Abdülmelik Füleyh bin Süleyman hazretleri hadis hafızı olup Medine’de doğdu. Nâfi’, Zührî, Hişâm bin Urve gibi tabiinin meşhur âlimlerinden hadis tahsil etti. Kendisinden de Abdullah bin Mübarek gibi meşhur âlimler hadis rivayet ettiler. Hazreti Füleyh 168 (m. 784)’de Medine’de vefat etti. Naklettiği hadîs-i şerîflerden bazıları:
Ebu Hüreyre (radıyallahü anh) şöyle rivâyet ediyor: Resullulah efendimizin (sallallahü aleyhi ve sellem) yanında idim. Bu sırada Hazreti Ebû Bekr ile Hazreti Ömer geldiler. Resûlullah efendimiz; “Beni ikinizle kuvvetlendiren Allahü teâlâya hamdolsun” buyurdu.
Abdullah İbni Mes’ûd (radıyallahü anh) şöyle rivâyet ediyor: Resûlullah efendimiz, “Şimdi size Cennet ehlinden birisi geliyor” buyurdu. O sırada Hazreti Ebû Bekr çıkageldi. Resûlullah efendimiz daha sonra, “Cennet ehlinden birisi yanınıza geliyor” buyurdu. Bunun üzerine Ömer (radıyallahü anh) çıkageldi.
Abdullah bin Hatab (radıyallahü anh) rivâyet ediyor: “Resûlullah efendimizin yanında idik. Ebû Bekr ile Ömer’e (radıyallahü anhüma) baktılar. ‘Bu ikisi, benim için kulak ve göz mesabesindedir’ buyurdular.”
Ebû İmrân Hânî’nin (radıyallahü anh) rivâyet ettiği bir hadîs-i şerîfte, Resûlullah efendimiz buyurdu ki: “İslâmda ilk sevaba kavuşan, Ebû Bekr ile Ömer’dir. Onların sevaplarını anlatmakla bitiremem.”
Abdullah bin Ebû Safvân’ın (radıyallahü anh) rivâyet ettiği bir hadîs-i şerîfte buyuruldu ki: “Benim Eshâbımdan iki kişi vardır ki; biri yumuşaklıkla, diğeri de sertlikle emreder. Her ikisi de isâbet edicidir. Bunlar, Ebû Bekr ile Ömer’dir.”

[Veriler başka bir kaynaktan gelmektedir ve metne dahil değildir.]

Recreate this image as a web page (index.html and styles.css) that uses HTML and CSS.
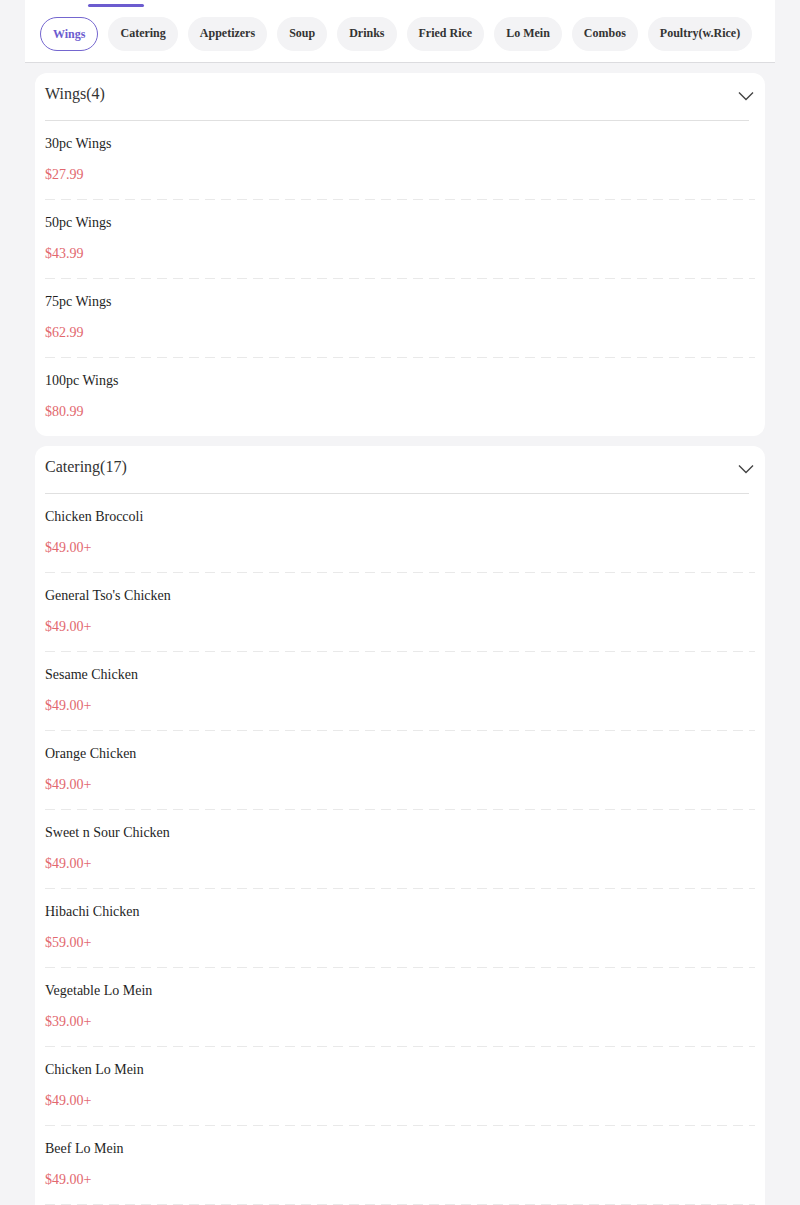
FILE: index.html
```html
<!DOCTYPE html>
<html lang="en">
<head>
<meta charset="utf-8">
<title>Menu</title>
<link rel="stylesheet" href="styles.css">
</head>
<body>
<div class="page">
  <nav class="tabs-bar">
    <span class="indicator"></span>
    <a class="tab active">Wings</a>
    <a class="tab">Catering</a>
    <a class="tab">Appetizers</a>
    <a class="tab">Soup</a>
    <a class="tab">Drinks</a>
    <a class="tab">Fried Rice</a>
    <a class="tab">Lo Mein</a>
    <a class="tab">Combos</a>
    <a class="tab">Poultry(w.Rice)</a>
  </nav>
  <main class="content">
    <section class="card">
      <div class="card-header">
        <span class="card-title">Wings(4)</span>
        <svg class="chevron" width="16" height="10" viewBox="0 0 16 10"><polyline points="1,1.5 8,8.5 15,1.5" fill="none" stroke="#444" stroke-width="1.4"/></svg>
      </div>
      <div class="card-divider"></div>
      <div class="item"><div class="item-name">30pc Wings</div><div class="item-price">$27.99</div></div>
      <div class="item"><div class="item-name">50pc Wings</div><div class="item-price">$43.99</div></div>
      <div class="item"><div class="item-name">75pc Wings</div><div class="item-price">$62.99</div></div>
      <div class="item"><div class="item-name">100pc Wings</div><div class="item-price">$80.99</div></div>
    </section>
    <section class="card">
      <div class="card-header">
        <span class="card-title">Catering(17)</span>
        <svg class="chevron" width="16" height="10" viewBox="0 0 16 10"><polyline points="1,1.5 8,8.5 15,1.5" fill="none" stroke="#444" stroke-width="1.4"/></svg>
      </div>
      <div class="card-divider"></div>
      <div class="item"><div class="item-name">Chicken Broccoli</div><div class="item-price">$49.00+</div></div>
      <div class="item"><div class="item-name">General Tso's Chicken</div><div class="item-price">$49.00+</div></div>
      <div class="item"><div class="item-name">Sesame Chicken</div><div class="item-price">$49.00+</div></div>
      <div class="item"><div class="item-name">Orange Chicken</div><div class="item-price">$49.00+</div></div>
      <div class="item"><div class="item-name">Sweet n Sour Chicken</div><div class="item-price">$49.00+</div></div>
      <div class="item"><div class="item-name">Hibachi Chicken</div><div class="item-price">$59.00+</div></div>
      <div class="item"><div class="item-name">Vegetable Lo Mein</div><div class="item-price">$39.00+</div></div>
      <div class="item"><div class="item-name">Chicken Lo Mein</div><div class="item-price">$49.00+</div></div>
      <div class="item"><div class="item-name">Beef Lo Mein</div><div class="item-price">$49.00+</div></div>
      <div class="item"><div class="item-name">Shrimp Lo Mein</div><div class="item-price">$49.00+</div></div>
    </section>
  </main>
</div>
</body>
</html>
```

FILE: styles.css
```css
* { box-sizing: border-box; }

html, body {
  margin: 0;
  padding: 0;
  background: #f4f4f6;
  font-family: "Liberation Serif", "Times New Roman", serif;
}

.page {
  padding: 0 25px;
}

.tabs-bar {
  position: relative;
  display: flex;
  gap: 10px;
  background: #ffffff;
  padding: 17px 15px 11px;
  border-bottom: 1px solid #dcdcdf;
  overflow: hidden;
}

.indicator {
  position: absolute;
  left: 63px;
  top: 4px;
  width: 56px;
  height: 3px;
  border-radius: 2px;
  background: #6c5ccf;
}

.tab {
  display: flex;
  align-items: center;
  height: 34px;
  padding: 0 11px 2px;
  border-radius: 17px;
  background: #f3f3f5;
  border: 1px solid #f3f3f5;
  color: #333333;
  font-size: 12px;
  font-weight: bold;
  white-space: nowrap;
  flex-shrink: 0;
}

.tab.active {
  background: #ffffff;
  border-color: #7466cf;
  color: #6c5ccf;
  padding: 0 12px;
}

.content {
  display: flex;
  flex-direction: column;
  gap: 10px;
  padding: 10px;
}

.card {
  background: #ffffff;
  border-radius: 12px;
  padding: 0 10px;
}

.card-header {
  display: flex;
  align-items: center;
  justify-content: space-between;
  height: 47px;
  padding-bottom: 5px;
  color: #333333;
  font-size: 16px;
}

.chevron {
  margin-top: 4px;
  margin-right: 1px;
}

.card-divider {
  height: 1px;
  background: #e0e0e0;
  margin-right: 6px;
}

.item {
  position: relative;
  padding: 13px 0 14px;
  font-size: 14px;
  line-height: 20px;
}

.item:not(:last-child) {
  padding-bottom: 15px;
}

.item:not(:last-child)::after {
  content: "";
  position: absolute;
  left: 0;
  right: 0;
  bottom: 0;
  height: 1px;
  background: repeating-linear-gradient(to right, #e9e9e9 0 10px, transparent 10px 16px);
}

.item-name {
  color: #1f1f1f;
}

.item-price {
  margin-top: 11px;
  color: #e2686e;
}
```
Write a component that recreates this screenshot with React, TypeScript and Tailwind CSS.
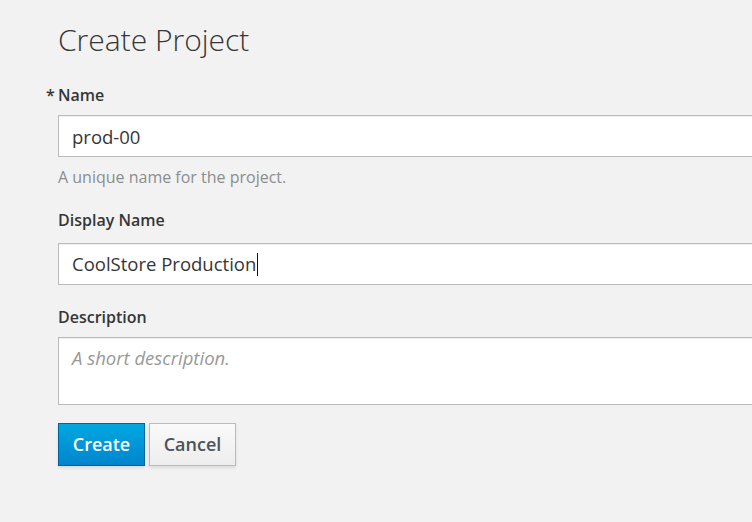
import React from 'react';

const field =
  'w-[760px] h-[42px] border border-[#bbbbbb] bg-white px-[13px] text-[18.5px] text-[#363636] shadow-[inset_0_1px_1px_rgba(3,3,3,0.075)] outline-none';

export default function App() {
  return (
    <div className="w-full h-[522px] overflow-hidden bg-[#f2f2f2] font-['Open_Sans',sans-serif] text-[#363636]">
      <div className="flex flex-col pl-[58px] pt-[22px]">
        <h1 className="text-[30px] leading-[36px] font-light text-[#363636]">Create Project</h1>

        <label className="relative mt-[27px] text-[16px] leading-[20px] font-semibold">
          <span className="absolute -left-[12px] top-0">*</span>
          Name
        </label>
        <input className={`${field} mt-[10px]`} value="prod-00" readOnly />
        <p className="mt-[10px] text-[16px] leading-[20px] text-[#8b8d8f]">A unique name for the project.</p>

        <label className="mt-[23px] text-[16px] leading-[20px] font-semibold">Display Name</label>
        <div
          className={`${field} mt-[13px] flex items-center border-[#0088ce] shadow-[inset_0_1px_1px_rgba(3,3,3,0.075),0_0_6px_rgba(0,136,206,0.5)]`}
        >
          <span>CoolStore Production</span>
          <span className="ml-px h-[23px] w-px bg-[#111]" />
        </div>

        <label className="mt-[22px] text-[16px] leading-[20px] font-semibold">Description</label>
        <textarea
          className={`${field} mt-[10px] h-[68px] resize-none pt-[8px] leading-[24px] placeholder:italic placeholder:text-[#999]`}
          placeholder="A short description."
        />

        <div className="mt-[18px] flex gap-[4px]">
          <button className="h-[43px] w-[87px] border border-[#00659c] bg-gradient-to-b from-[#00a8e1] to-[#0085cd] text-[18px] font-semibold text-white shadow-[0_2px_3px_rgba(3,3,3,0.1)]">
            Create
          </button>
          <button className="h-[43px] w-[87px] border border-[#bbbbbb] bg-gradient-to-b from-[#fafafa] to-[#ededed] text-[18px] font-semibold text-[#4d5258] shadow-[0_2px_3px_rgba(3,3,3,0.1)]">
            Cancel
          </button>
        </div>
      </div>
    </div>
  );
}
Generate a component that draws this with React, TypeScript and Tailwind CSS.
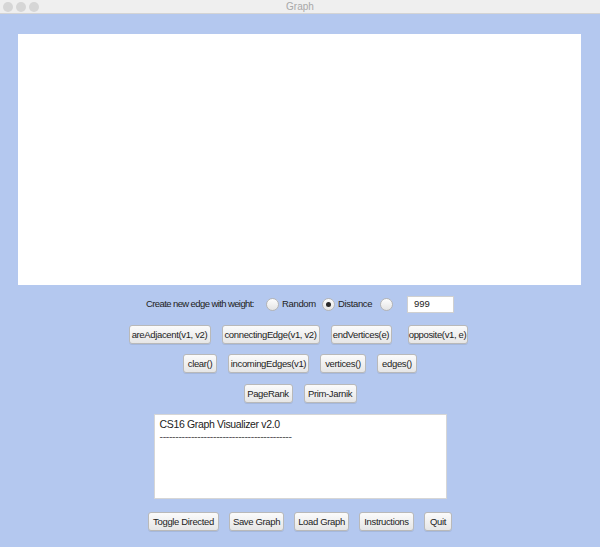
import React from "react";

const Btn: React.FC<{ label: string; w: string; cls?: string }> = ({ label, w, cls = "" }) => (
  <button
    className={`${w} ${cls} h-[19px] whitespace-nowrap rounded-[3px] border border-[#b9b9b9] bg-gradient-to-b from-[#fbfbfb] to-[#e6e6e6] p-0 text-[9.5px] leading-none tracking-[-0.35px] text-[#222] shadow-[0_1px_0_rgba(0,0,0,0.08)]`}
  >
    {label}
  </button>
);

const Radio: React.FC<{ on?: boolean }> = ({ on }) => (
  <span className="flex h-[13px] w-[13px] shrink-0 items-center justify-center rounded-full border border-[#b5b5b5] bg-gradient-to-b from-[#fdfdfd] to-[#e4e4e4]">
    {on && <span className="h-[5px] w-[5px] rounded-full bg-[#2a2a2a]" />}
  </span>
);

export default function App() {
  return (
    <div className="flex h-[547px] w-[600px] flex-col bg-[#b4c8ef] font-['Liberation_Sans',Arial,sans-serif]">
      {/* title bar */}
      <div className="relative flex h-[14px] items-center justify-center border-b border-[#d4d4d4] bg-[#efefef]">
        <div className="absolute left-[3px] top-[2px] flex gap-[3px]">
          <span className="h-[10px] w-[10px] rounded-full bg-[#d6d6d6]" />
          <span className="h-[10px] w-[10px] rounded-full bg-[#d6d6d6]" />
          <span className="h-[10px] w-[10px] rounded-full bg-[#d6d6d6]" />
        </div>
        <span className="text-[10px] text-[#a8a8a8]">Graph</span>
      </div>

      {/* canvas */}
      <div className="mx-[18px] mt-[20px] h-[251px] w-[563px] bg-white" />

      {/* weight row */}
      <div className="mt-[11px] flex h-[17px] items-center whitespace-nowrap pl-[146px] text-[9.5px] tracking-[-0.35px] text-[#222]">
        <span className="w-[120px] tracking-[-0.6px]">Create new edge with weight:</span>
        <Radio />
        <span className="ml-[3px] w-[40px]">Random</span>
        <Radio on />
        <span className="ml-[3px] w-[42px]">Distance</span>
        <Radio />
        <div className="ml-[14px] flex h-[17px] w-[47px] items-center border border-[#d0d0d0] bg-white pl-[6px] tracking-normal">999</div>
      </div>

      <div className="mt-[12px] flex justify-center gap-[11px] pr-[4px]">
        <Btn label="areAdjacent(v1, v2)" w="w-[82px]" />
        <Btn label="connectingEdge(v1, v2)" w="w-[98px]" />
        <Btn label="endVertices(e)" w="w-[61px]" />
        <Btn label="opposite(v1, e)" w="w-[60px]" cls="ml-[5px]" />
      </div>

      <div className="mt-[10px] flex justify-center gap-[11px]">
        <Btn label="clear()" w="w-[34px]" />
        <Btn label="incomingEdges(v1)" w="w-[81px]" />
        <Btn label="vertices()" w="w-[46px]" />
        <Btn label="edges()" w="w-[40px]" />
      </div>

      <div className="mt-[11px] flex justify-center gap-[11px]">
        <Btn label="PageRank" w="w-[49px]" />
        <Btn label="Prim-Jarnik" w="w-[53px]" />
      </div>

      <div className="mx-auto mt-[11px] h-[85px] w-[293px] border border-[#d6d6d6] bg-white px-[5px] pt-[3px] text-[10.5px] leading-[12px] tracking-[-0.35px] text-[#222]">
        <div>CS16 Graph Visualizer v2.0</div>
        <div className="text-[#555]">------------------------------------------</div>
      </div>

      <div className="mt-[13px] flex justify-center gap-[10px]">
        <Btn label="Toggle Directed" w="w-[71px]" />
        <Btn label="Save Graph" w="w-[55px]" />
        <Btn label="Load Graph" w="w-[55px]" />
        <Btn label="Instructions" w="w-[55px]" />
        <Btn label="Quit" w="w-[28px]" />
      </div>
    </div>
  );
}
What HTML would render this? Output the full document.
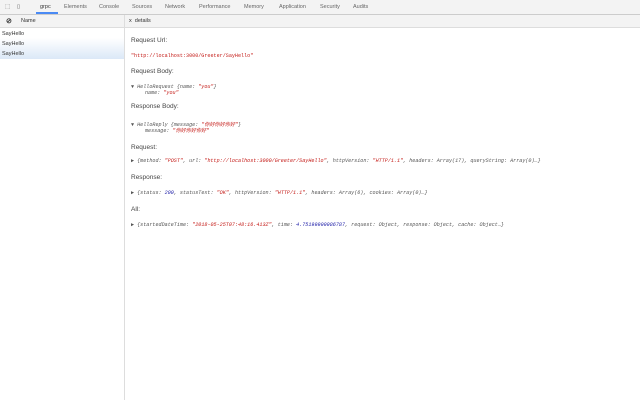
<!DOCTYPE html><html><head><style>
body{margin:0;width:640px;height:400px;background:#fff;font-family:"Liberation Sans",sans-serif;font-size:6px;color:#333;position:relative;overflow:hidden}
.top{position:absolute;left:0;top:0;width:640px;height:14px;background:#f3f3f3;border-bottom:1px solid #ccc}
.top span{position:absolute;top:4px;color:#666;font-size:5.5px}
.sub{position:absolute;left:0;top:15px;width:640px;height:12px;background:#f3f3f3;border-bottom:1px solid #ddd}
.left{position:absolute;left:0;top:28px;width:124px;height:372px;border-right:1px solid #ddd}
.r{position:absolute;left:2px;font-size:5.5px;color:#333}
.m{font-family:"Liberation Mono",monospace;font-style:italic;font-size:5.1px;color:#555;position:absolute;white-space:nowrap}
.h{position:absolute;left:131px;font-size:6.5px;color:#444}
.s{color:#c41a16}.n{color:#1a1aa6}
</style></head><body>
<div class="top">
<span style="left:5px;color:#555">⬚</span><span style="left:17px;color:#555">▯</span>
<span style="left:40px;color:#333">grpc</span>
<div style="position:absolute;left:36px;top:12px;width:22px;height:2px;background:#4a8af4"></div>
<span style="left:64px">Elements</span><span style="left:99px">Console</span><span style="left:132px">Sources</span><span style="left:165px">Network</span><span style="left:199px">Performance</span><span style="left:244px">Memory</span><span style="left:279px">Application</span><span style="left:320px">Security</span><span style="left:353px">Audits</span>
</div>
<div class="sub">
<span style="position:absolute;left:6px;top:2px;font-size:7px;font-weight:bold">⊘</span>
<span style="position:absolute;left:21px;top:3px;font-size:5.5px">Name</span>
<div style="position:absolute;left:124px;top:0;width:1px;height:12px;background:#ddd"></div>
<span style="position:absolute;left:129px;top:3px;font-size:5.5px">x&nbsp; details</span>
</div>
<div class="left">
<div style="position:absolute;left:0;top:10px;width:124px;height:21px;background:linear-gradient(#fff,#dbe8f7)"></div>
<span class="r" style="top:3px">SayHello</span><span class="r" style="top:13px">SayHello</span><span class="r" style="top:23px">SayHello</span>
</div>
<span class="h" style="top:37px">Request Url:</span>
<span class="m s" style="left:131px;top:53px;font-style:normal">"http://localhost:3000/Greeter/SayHello"</span>
<span class="h" style="top:68px">Request Body:</span>
<span class="m" style="left:131px;top:84px">▼ HelloRequest {name: <span class="s">"you"</span>}</span>
<span class="m" style="left:145px;top:90px">name: <span class="s">"you"</span></span>
<span class="h" style="top:103px">Response Body:</span>
<span class="m" style="left:131px;top:121px">▼ HelloReply {message: <span class="s">"你好你好你好"</span>}</span>
<span class="m" style="left:145px;top:127px">message: <span class="s">"你好你好你好"</span></span>
<span class="h" style="top:144px">Request:</span>
<span class="m" style="left:131px;top:158px">▶ {method: <span class="s">"POST"</span>, url: <span class="s">"http://localhost:3000/Greeter/SayHello"</span>, httpVersion: <span class="s">"HTTP/1.1"</span>, headers: Array(17), queryString: Array(0)…}</span>
<span class="h" style="top:174px">Response:</span>
<span class="m" style="left:131px;top:190px">▶ {status: <span class="n">200</span>, statusText: <span class="s">"OK"</span>, httpVersion: <span class="s">"HTTP/1.1"</span>, headers: Array(6), cookies: Array(0)…}</span>
<span class="h" style="top:206px">All:</span>
<span class="m" style="left:131px;top:222px">▶ {startedDateTime: <span class="s">"2018-05-25T07:48:16.413Z"</span>, time: <span class="n">4.75199999986787</span>, request: Object, response: Object, cache: Object…}</span>
</body></html>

Enes bin Mâlik’in (radıyallahü anh) rivâyet ettiği bir hadîs-i şerîfte buyuruldu ki: “Şeyhayne (Hazreti Ebû Bekr ile Hazreti Ömer’e) dil uzatmayınız.” Bilâl’in (radıyallahü anh) rivâyet ettiği bir hadîs-i şerîfte buyuruldu ki: “Allahü teâlâ hakkı Ömer’in dili ve kalbi üzerine koymuştur.”
İbn-i Ömer’in (radıyallahü anh) rivâyet ettiği bir hadîs-i şerîfte buyuruldu ki: “Allahü teâlânın rızâsı, Ömer’in rızâsı, Ömer’in rızâsı, Allahü teâlânın rızâsıdır.”
Hazreti Ali’nin rivâyet ettiği bir hadîs-i şerîfte buyuruldu ki: “Ömer’in gazabından, hışmından korkunuz. Çünkü o gazap edince, Allahü teâlâ da gadab eder.”
Hazreti Ebû Hüreyre’nin rivâyet ettiği bir hadîs-i şerîfte buyuruldu ki: “Ömer, Cennet ehlinin ışığı ve İslâmın nûrudur.”